We should connect the logic to the reason we are increasing the minimum which is less arbitrary.
Makes sense.
If I understand correctly
- Selling blobs for free during a lack of congestion is not a problem at all. It’s actually great, as blobs being free minimizes L2 cost and helps to maximize investment in Ethereum’s network effects.
- The reason for this EIP is to fix the blob gas market from being non-responsive during the initial stages of sustained congestion due to the number of consecutive congested blocks it takes for a 1 wei base fee to grow to become non de minimis.
- This EIP’s strategy is to increase the minimum blob base fee, which seems reasonable.
- In terms of opportunity cost of this EIP’s strategy, it can be useful to enumerate any alternative approaches. One alternative could be to ramp up the base fee much faster below a threshold, but this is more complex. Raising the minimum base fee is the (perhaps provably) simplest approach, so let’s start there. But we don’t want blobs to be unnecessarily expensive without congestion, so we need a method to determine the new minimum base fee. Max gives one method (5 cent method). Here is another possible method:
Assuming the current blob base fee is 1 wei and then the sudden onset of sustained congestion
- Today, how many blocks with 6 blobs does it take for the base fee to ramp up from 1 wei to become non de minimis?

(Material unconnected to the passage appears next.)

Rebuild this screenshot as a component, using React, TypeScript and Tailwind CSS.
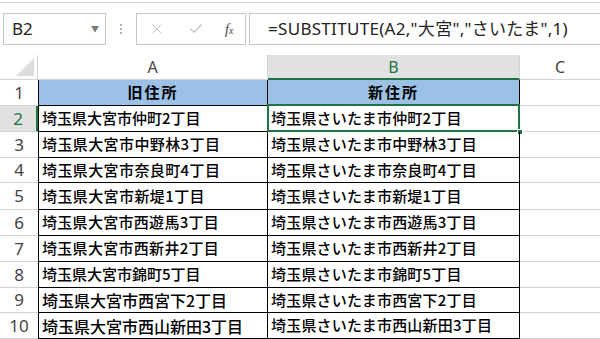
import { X, Check } from "lucide-react";

const rows = [
  { n: 1, a: "旧住所", b: "新住所", h: "h-[26px]", aText: "" },
  { n: 2, a: "埼玉県大宮市仲町2丁目", b: "埼玉県さいたま市仲町2丁目", h: "h-[26px]", aText: "text-[15px]" },
  { n: 3, a: "埼玉県大宮市中野林3丁目", b: "埼玉県さいたま市中野林3丁目", h: "h-[26px]", aText: "text-[15px] tracking-[0.4px]" },
  { n: 4, a: "埼玉県大宮市奈良町4丁目", b: "埼玉県さいたま市奈良町4丁目", h: "h-[25px]", aText: "text-[15px] tracking-[0.4px]" },
  { n: 5, a: "埼玉県大宮市新堤1丁目", b: "埼玉県さいたま市新堤1丁目", h: "h-[27px]", aText: "text-[15px] tracking-[0.4px]" },
  { n: 6, a: "埼玉県大宮市西遊馬3丁目", b: "埼玉県さいたま市西遊馬3丁目", h: "h-[26px]", aText: "text-[15px] tracking-[0.3px]" },
  { n: 7, a: "埼玉県大宮市西新井2丁目", b: "埼玉県さいたま市西新井2丁目", h: "h-[26px]", aText: "text-[15px] tracking-[0.3px]" },
  { n: 8, a: "埼玉県大宮市錦町5丁目", b: "埼玉県さいたま市錦町5丁目", h: "h-[26px]", aText: "text-[15px]" },
  { n: 9, a: "埼玉県大宮市西宮下2丁目", b: "埼玉県さいたま市西宮下2丁目", h: "h-[25px]", aText: "text-[16px]" },
  { n: 10, a: "埼玉県大宮市西山新田3丁目", b: "埼玉県さいたま市西山新田3丁目", h: "h-[26px]", aText: "text-[16px]" },
];

export default function App() {
  return (
    <div className="w-[600px] h-[339px] overflow-hidden bg-white font-['Noto_Sans','Noto_Sans_CJK_JP',sans-serif] text-black">
      {/* formula bar */}
      <div className="pt-[2px]">
        <div className="border-t border-[#d6d6d6] pt-[10px] h-[53px]">
          <div className="flex h-[32px]">
            <div className="ml-[3px] w-[103px] border border-[#c6c6c6] flex items-center justify-between pl-[8px] pr-[6px]">
              <span className="text-[17px] text-[#222]">B2</span>
              <span className="text-[8px] text-[#777]">▼</span>
            </div>
            <div className="w-[30px] flex flex-col items-center justify-center gap-[2px]">
              <span className="w-[2px] h-[2px] bg-[#b5b5b5]" />
              <span className="w-[2px] h-[2px] bg-[#b5b5b5]" />
              <span className="w-[2px] h-[2px] bg-[#b5b5b5]" />
            </div>
            <div className="w-[110px] border border-[#c6c6c6] flex items-center pl-[12px]">
              <X size={16} strokeWidth={1.5} className="text-[#c4c4c4]" />
              <Check size={16} strokeWidth={2} className="text-[#c4c4c4] ml-[23px]" />
              <span className="ml-[21px] italic font-['Liberation_Serif',serif] text-[14px] text-[#444]">
                f<span className="text-[10px]">x</span>
              </span>
            </div>
            <div className="ml-[3px] flex-1 border-y border-l border-[#c6c6c6] flex items-center pl-[18px]">
              <span className="text-[17px] tracking-[0.3px] text-[#222] whitespace-nowrap">=SUBSTITUTE(A2,"大宮","さいたま",1)</span>
            </div>
          </div>
        </div>
      </div>

      {/* sheet */}
      <div className="grid grid-cols-[38px_230px_252px_80px]">
        <div className="h-[25px] relative border-r border-b border-[#d4d4d4]">
          <svg className="absolute right-[3px] bottom-[3px]" width="18" height="18" viewBox="0 0 18 18">
            <polygon points="18,0 18,18 0,18" fill="#dcdcdc" />
          </svg>
        </div>
        <div className="h-[25px] border-r border-b border-[#d4d4d4] flex items-center justify-center text-[16px] text-[#444]">A</div>
        <div className="h-[25px] bg-[#e1e1e1] border-r border-[#d4d4d4] border-b-2 border-b-[#217346] flex items-center justify-center text-[16px] text-[#217346]">B</div>
        <div className="h-[25px] border-b border-[#d4d4d4] flex items-center justify-center text-[16px] text-[#444]">C</div>

        {rows.map((r) => {
          const head = r.n === 1;
          const sel = r.n === 2;
          return (
            <div key={r.n} className="contents">
              <div
                className={`${r.h} border-b border-[#d4d4d4] flex items-center justify-center text-[17px] ${
                  sel ? "bg-[#e1e1e1] text-[#217346] border-r-2 border-r-[#217346]" : "text-[#444]"
                }`}
              >
                {r.n}
              </div>
              <div
                className={`${r.h} border-l border-r border-b border-black flex items-center font-['Noto_Sans_CJK_JP',sans-serif] ${
                  head ? "bg-[#9bc2e6] justify-center font-bold text-[15px] tracking-[2px]" : `pl-[3px] font-medium ${r.aText}`
                }`}
              >
                {r.a}
              </div>
              <div
                className={`${r.h} relative border-r border-b border-black flex items-center font-['Noto_Sans_CJK_JP',sans-serif] text-[15px] ${
                  head ? "bg-[#9bc2e6] justify-center font-bold tracking-[2px]" : "pl-[3px] font-medium tracking-[0.2px]"
                }`}
              >
                {r.b}
                {sel && (
                  <>
                    <div className="absolute -left-[1px] -top-[2px] -right-[1px] -bottom-[1px] border-2 border-[#217346]" />
                    <div className="absolute -right-[4px] -bottom-[4px] w-[6px] h-[6px] bg-[#217346] border border-white" />
                  </>
                )}
              </div>
              <div className={`${r.h} border-b border-[#d4d4d4]`} />
            </div>
          );
        })}
      </div>
    </div>
  );
}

- How many blocks do we want it to take?
- What new minimum base fee is implied by how many blocks we want it to take?
- For illustrative purposes, given our proposed new minimum blob base fee, what would be the DA cost component of a rollup transaction for a simple transfer or swap? What if the price of ETH rises to $50k? With ETH at $50k, is DA still effectively free for end-users if blobs are not congested (this seems like a good goal)?